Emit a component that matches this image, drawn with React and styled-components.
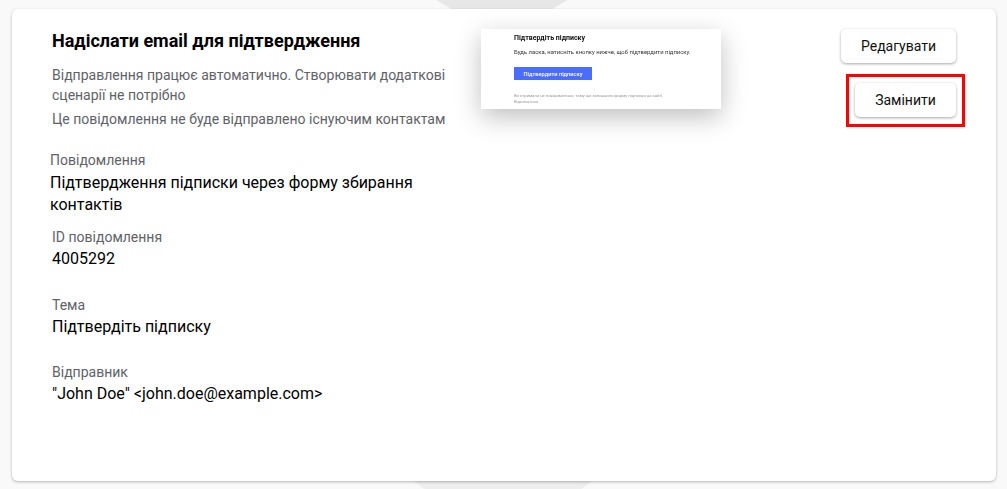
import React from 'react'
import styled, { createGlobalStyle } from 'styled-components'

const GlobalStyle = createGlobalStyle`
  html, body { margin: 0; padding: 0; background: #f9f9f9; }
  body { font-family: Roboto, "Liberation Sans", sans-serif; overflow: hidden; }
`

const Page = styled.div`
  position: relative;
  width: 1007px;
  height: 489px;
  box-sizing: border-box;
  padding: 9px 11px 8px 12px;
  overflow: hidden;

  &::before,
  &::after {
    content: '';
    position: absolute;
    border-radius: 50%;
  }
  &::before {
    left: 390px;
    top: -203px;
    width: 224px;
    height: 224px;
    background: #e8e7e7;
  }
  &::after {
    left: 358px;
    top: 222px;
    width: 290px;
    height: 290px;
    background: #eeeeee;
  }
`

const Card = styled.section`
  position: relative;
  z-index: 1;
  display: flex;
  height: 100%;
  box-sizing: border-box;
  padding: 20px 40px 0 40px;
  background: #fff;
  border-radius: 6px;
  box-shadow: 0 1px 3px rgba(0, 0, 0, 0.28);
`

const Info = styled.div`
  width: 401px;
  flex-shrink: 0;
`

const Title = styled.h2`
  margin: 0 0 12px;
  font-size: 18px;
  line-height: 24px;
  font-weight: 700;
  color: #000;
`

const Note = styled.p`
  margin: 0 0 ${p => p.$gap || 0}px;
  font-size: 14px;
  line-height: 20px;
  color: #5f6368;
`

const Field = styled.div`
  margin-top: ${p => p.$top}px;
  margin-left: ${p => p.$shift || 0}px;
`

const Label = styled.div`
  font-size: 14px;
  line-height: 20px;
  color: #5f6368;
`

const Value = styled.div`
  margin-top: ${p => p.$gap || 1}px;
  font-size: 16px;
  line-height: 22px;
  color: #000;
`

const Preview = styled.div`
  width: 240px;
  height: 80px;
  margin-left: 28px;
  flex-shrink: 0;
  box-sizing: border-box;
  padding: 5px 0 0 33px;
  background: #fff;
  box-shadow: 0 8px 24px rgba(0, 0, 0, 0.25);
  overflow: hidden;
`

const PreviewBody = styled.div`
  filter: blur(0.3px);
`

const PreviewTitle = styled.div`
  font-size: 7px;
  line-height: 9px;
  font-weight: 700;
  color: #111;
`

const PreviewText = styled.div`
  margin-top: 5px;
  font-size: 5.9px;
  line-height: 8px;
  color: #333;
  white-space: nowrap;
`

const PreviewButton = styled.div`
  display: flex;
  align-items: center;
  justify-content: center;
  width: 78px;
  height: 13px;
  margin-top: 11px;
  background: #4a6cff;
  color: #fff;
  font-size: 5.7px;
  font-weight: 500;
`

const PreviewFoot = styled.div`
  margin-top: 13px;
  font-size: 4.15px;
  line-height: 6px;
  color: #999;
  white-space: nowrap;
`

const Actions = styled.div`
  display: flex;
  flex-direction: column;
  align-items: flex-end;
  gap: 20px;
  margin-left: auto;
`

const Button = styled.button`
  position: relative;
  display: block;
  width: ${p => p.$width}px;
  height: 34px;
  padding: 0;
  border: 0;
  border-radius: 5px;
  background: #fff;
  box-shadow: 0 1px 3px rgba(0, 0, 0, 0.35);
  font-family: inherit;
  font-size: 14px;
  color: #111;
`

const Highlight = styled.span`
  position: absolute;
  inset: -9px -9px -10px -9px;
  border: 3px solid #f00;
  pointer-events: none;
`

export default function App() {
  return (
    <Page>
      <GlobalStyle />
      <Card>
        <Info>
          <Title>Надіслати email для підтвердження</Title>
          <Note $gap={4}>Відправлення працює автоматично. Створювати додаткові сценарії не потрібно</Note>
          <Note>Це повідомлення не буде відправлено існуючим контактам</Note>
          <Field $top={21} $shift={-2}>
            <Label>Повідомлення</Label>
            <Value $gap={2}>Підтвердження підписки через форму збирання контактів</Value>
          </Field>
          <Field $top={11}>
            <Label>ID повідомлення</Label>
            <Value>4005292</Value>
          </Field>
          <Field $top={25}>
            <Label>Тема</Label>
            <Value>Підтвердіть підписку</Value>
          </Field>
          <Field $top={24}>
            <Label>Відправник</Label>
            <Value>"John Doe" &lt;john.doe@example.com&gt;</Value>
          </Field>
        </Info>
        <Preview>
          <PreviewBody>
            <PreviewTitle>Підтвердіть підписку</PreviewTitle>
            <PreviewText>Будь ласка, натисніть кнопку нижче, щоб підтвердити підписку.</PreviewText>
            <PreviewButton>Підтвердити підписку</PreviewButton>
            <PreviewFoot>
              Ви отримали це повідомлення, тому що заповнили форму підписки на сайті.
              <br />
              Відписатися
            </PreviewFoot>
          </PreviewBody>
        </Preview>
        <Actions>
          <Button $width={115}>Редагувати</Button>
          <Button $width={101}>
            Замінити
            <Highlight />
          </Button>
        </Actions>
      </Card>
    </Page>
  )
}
********************
> GOAL OF THE EXERCISE: All of the data above should be transcribed verbatim, with pictures omitted.

> RESPONSE TO THIS TASK:
Emit a component that matches this image, drawn with React and styled-components.
import React from 'react'
import styled, { createGlobalStyle } from 'styled-components'

const GlobalStyle = createGlobalStyle`
  html, body { margin: 0; padding: 0; background: #f9f9f9; }
  body { font-family: Roboto, "Liberation Sans", sans-serif; overflow: hidden; }
`

const Page = styled.div`
  position: relative;
  width: 1007px;
  height: 489px;
  box-sizing: border-box;
  padding: 9px 11px 8px 12px;
  overflow: hidden;

  &::before,
  &::after {
    content: '';
    position: absolute;
    border-radius: 50%;
  }
  &::before {
    left: 390px;
    top: -203px;
    width: 224px;
    height: 224px;
    background: #e8e7e7;
  }
  &::after {
    left: 358px;
    top: 222px;
    width: 290px;
    height: 290px;
    background: #eeeeee;
  }
`

const Card = styled.section`
  position: relative;
  z-index: 1;
  display: flex;
  height: 100%;
  box-sizing: border-box;
  padding: 20px 40px 0 40px;
  background: #fff;
  border-radius: 6px;
  box-shadow: 0 1px 3px rgba(0, 0, 0, 0.28);
`

const Info = styled.div`
  width: 401px;
  flex-shrink: 0;
`

const Title = styled.h2`
  margin: 0 0 12px;
  font-size: 18px;
  line-height: 24px;
  font-weight: 700;
  color: #000;
`

const Note = styled.p`
  margin: 0 0 ${p => p.$gap || 0}px;
  font-size: 14px;
  line-height: 20px;
  color: #5f6368;
`

const Field = styled.div`
  margin-top: ${p => p.$top}px;
  margin-left: ${p => p.$shift || 0}px;
`

const Label = styled.div`
  font-size: 14px;
  line-height: 20px;
  color: #5f6368;
`

const Value = styled.div`
  margin-top: ${p => p.$gap || 1}px;
  font-size: 16px;
  line-height: 22px;
  color: #000;
`

const Preview = styled.div`
  width: 240px;
  height: 80px;
  margin-left: 28px;
  flex-shrink: 0;
  box-sizing: border-box;
  padding: 5px 0 0 33px;
  background: #fff;
  box-shadow: 0 8px 24px rgba(0, 0, 0, 0.25);
  overflow: hidden;
`

const PreviewBody = styled.div`
  filter: blur(0.3px);
`

const PreviewTitle = styled.div`
  font-size: 7px;
  line-height: 9px;
  font-weight: 700;
  color: #111;
`

const PreviewText = styled.div`
  margin-top: 5px;
  font-size: 5.9px;
  line-height: 8px;
  color: #333;
  white-space: nowrap;
`

const PreviewButton = styled.div`
  display: flex;
  align-items: center;
  justify-content: center;
  width: 78px;
  height: 13px;
  margin-top: 11px;
  background: #4a6cff;
  color: #fff;
  font-size: 5.7px;
  font-weight: 500;
`

const PreviewFoot = styled.div`
  margin-top: 13px;
  font-size: 4.15px;
  line-height: 6px;
  color: #999;
  white-space: nowrap;
`

const Actions = styled.div`
  display: flex;
  flex-direction: column;
  align-items: flex-end;
  gap: 20px;
  margin-left: auto;
`

const Button = styled.button`
  position: relative;
  display: block;
  width: ${p => p.$width}px;
  height: 34px;
  padding: 0;
  border: 0;
  border-radius: 5px;
  background: #fff;
  box-shadow: 0 1px 3px rgba(0, 0, 0, 0.35);
  font-family: inherit;
  font-size: 14px;
  color: #111;
`

const Highlight = styled.span`
  position: absolute;
  inset: -9px -9px -10px -9px;
  border: 3px solid #f00;
  pointer-events: none;
`

export default function App() {
  return (
    <Page>
      <GlobalStyle />
      <Card>
        <Info>
          <Title>Надіслати email для підтвердження</Title>
          <Note $gap={4}>Відправлення працює автоматично. Створювати додаткові сценарії не потрібно</Note>
          <Note>Це повідомлення не буде відправлено існуючим контактам</Note>
          <Field $top={21} $shift={-2}>
            <Label>Повідомлення</Label>
            <Value $gap={2}>Підтвердження підписки через форму збирання контактів</Value>
          </Field>
          <Field $top={11}>
            <Label>ID повідомлення</Label>
            <Value>4005292</Value>
          </Field>
          <Field $top={25}>
            <Label>Тема</Label>
            <Value>Підтвердіть підписку</Value>
          </Field>
          <Field $top={24}>
            <Label>Відправник</Label>
            <Value>"John Doe" &lt;john.doe@example.com&gt;</Value>
          </Field>
        </Info>
        <Preview>
          <PreviewBody>
            <PreviewTitle>Підтвердіть підписку</PreviewTitle>
            <PreviewText>Будь ласка, натисніть кнопку нижче, щоб підтвердити підписку.</PreviewText>
            <PreviewButton>Підтвердити підписку</PreviewButton>
            <PreviewFoot>
              Ви отримали це повідомлення, тому що заповнили форму підписки на сайті.
              <br />
              Відписатися
            </PreviewFoot>
          </PreviewBody>
        </Preview>
        <Actions>
          <Button $width={115}>Редагувати</Button>
          <Button $width={101}>
            Замінити
            <Highlight />
          </Button>
        </Actions>
      </Card>
    </Page>
  )
}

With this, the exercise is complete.